Last month we discussed how the holiday season can be a stressful, emotional and contentious time for divorced and separated spouses. Now that the week of Thanksgiving is upon us, it is worth noting again that the holiday season is for good tidings and cheer, not for fighting over parenting time. Of course, this is easy to say in the abstract, but it is critically important given that children form lifelong impressions during the holiday season. With that, we will revisit our tips…as they apply to Thanksgiving.
Know your order – Parenting time plans and custody decrees commonly specify how the holiday should be divided. They also provide room for modifications…if both parents agree. Make sure you know how your order works, as well as how contingency plans operate should things go wrong.

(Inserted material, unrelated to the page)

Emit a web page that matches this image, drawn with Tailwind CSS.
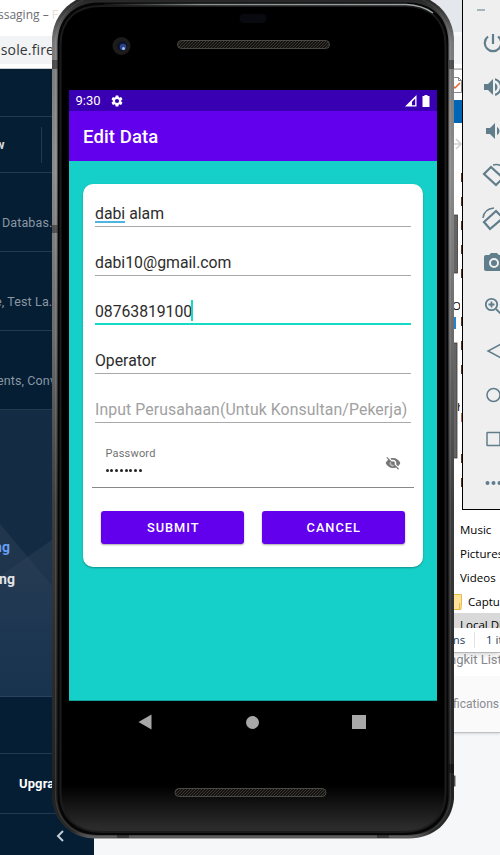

Flexibility is key – The best contingency plan is to be flexible, especially if things out of your (or your ex’s) control affect the time you can spend with the kids. If traffic or weather prevents travel, be prepared to have a plan B. this may include having Thanksgiving on Black Friday, or during the big game with Michigan.
Compromise for the kids’ sake – Most importantly, do not use the holidays for an opportunity to get back at your ex, especially for past scheduling (or other) mistakes. Family court judges do not like vindictiveness during the holidays, and it sets a terrible example for children to follow when they get older. So do your best to compromise. It will help parents and children alike.